- [Instructions to follow] Across the entries below, how many lines contain the word "React"? Give the number alone.

- [Data shown]

►

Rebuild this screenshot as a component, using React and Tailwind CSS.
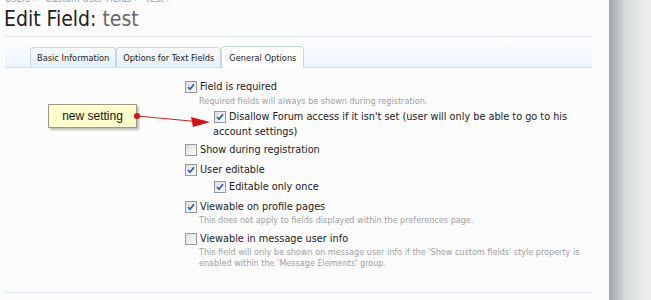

◄
►

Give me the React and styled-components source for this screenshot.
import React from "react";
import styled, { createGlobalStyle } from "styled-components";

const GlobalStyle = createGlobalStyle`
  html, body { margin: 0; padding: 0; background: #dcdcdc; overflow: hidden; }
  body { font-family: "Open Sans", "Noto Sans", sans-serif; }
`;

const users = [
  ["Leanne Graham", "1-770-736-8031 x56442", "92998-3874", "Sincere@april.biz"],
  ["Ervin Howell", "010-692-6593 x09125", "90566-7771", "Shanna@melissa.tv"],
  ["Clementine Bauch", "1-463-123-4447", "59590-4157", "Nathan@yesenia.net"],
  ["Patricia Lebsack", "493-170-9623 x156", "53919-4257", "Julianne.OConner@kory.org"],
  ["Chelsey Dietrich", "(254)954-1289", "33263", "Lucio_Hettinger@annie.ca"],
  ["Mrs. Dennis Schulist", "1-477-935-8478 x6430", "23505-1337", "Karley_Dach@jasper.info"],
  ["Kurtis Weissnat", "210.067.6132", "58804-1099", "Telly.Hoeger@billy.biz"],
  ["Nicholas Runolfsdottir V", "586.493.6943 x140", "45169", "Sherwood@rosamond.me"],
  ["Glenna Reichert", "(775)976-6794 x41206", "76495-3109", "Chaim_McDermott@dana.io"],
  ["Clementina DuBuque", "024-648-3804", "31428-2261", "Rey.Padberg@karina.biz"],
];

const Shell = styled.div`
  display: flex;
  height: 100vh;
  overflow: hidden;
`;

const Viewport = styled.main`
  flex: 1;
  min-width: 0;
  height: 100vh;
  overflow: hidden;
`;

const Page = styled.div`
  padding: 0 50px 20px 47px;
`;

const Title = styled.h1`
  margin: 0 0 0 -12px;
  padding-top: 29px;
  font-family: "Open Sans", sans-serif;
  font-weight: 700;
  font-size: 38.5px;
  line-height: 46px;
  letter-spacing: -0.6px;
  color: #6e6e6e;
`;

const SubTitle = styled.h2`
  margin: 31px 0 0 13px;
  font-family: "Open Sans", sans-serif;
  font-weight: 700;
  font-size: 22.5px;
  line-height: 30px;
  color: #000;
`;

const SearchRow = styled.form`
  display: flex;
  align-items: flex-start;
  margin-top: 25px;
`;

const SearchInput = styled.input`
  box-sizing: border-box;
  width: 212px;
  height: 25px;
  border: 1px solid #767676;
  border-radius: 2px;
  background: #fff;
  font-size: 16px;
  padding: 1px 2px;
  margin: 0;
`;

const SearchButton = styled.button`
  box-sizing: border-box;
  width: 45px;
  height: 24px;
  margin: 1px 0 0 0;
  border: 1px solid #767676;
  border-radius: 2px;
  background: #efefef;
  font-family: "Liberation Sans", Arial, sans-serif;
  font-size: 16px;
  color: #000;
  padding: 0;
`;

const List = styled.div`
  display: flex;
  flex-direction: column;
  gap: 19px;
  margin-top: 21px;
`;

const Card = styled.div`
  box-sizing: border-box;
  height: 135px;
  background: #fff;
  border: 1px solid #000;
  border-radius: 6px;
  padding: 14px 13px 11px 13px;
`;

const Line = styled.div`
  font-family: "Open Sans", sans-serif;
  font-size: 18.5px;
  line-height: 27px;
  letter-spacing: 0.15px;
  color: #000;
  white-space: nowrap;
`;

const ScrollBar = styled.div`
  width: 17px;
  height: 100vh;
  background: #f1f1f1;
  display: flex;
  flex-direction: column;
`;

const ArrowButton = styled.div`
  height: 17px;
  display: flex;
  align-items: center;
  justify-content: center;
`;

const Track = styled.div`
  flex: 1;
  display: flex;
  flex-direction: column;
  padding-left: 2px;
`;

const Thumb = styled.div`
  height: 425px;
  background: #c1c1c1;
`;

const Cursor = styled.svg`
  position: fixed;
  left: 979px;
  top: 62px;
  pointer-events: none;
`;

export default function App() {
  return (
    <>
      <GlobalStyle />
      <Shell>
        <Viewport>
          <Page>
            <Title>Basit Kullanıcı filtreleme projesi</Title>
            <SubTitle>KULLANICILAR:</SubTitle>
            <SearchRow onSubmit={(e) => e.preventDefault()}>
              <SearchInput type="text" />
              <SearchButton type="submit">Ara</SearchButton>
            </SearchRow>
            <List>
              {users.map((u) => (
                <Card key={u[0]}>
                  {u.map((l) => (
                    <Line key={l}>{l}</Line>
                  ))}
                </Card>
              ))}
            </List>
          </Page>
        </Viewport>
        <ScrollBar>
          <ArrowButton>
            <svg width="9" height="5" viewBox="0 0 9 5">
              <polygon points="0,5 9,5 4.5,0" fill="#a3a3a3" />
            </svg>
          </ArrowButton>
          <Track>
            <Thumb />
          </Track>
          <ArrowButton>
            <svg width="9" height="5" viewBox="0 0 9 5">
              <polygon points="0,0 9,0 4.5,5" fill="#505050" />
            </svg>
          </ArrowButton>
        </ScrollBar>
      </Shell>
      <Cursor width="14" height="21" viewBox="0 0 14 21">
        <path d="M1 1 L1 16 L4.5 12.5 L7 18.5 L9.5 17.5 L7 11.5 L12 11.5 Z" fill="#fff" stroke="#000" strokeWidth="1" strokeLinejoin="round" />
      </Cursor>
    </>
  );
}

◄

- [Exercise response] 3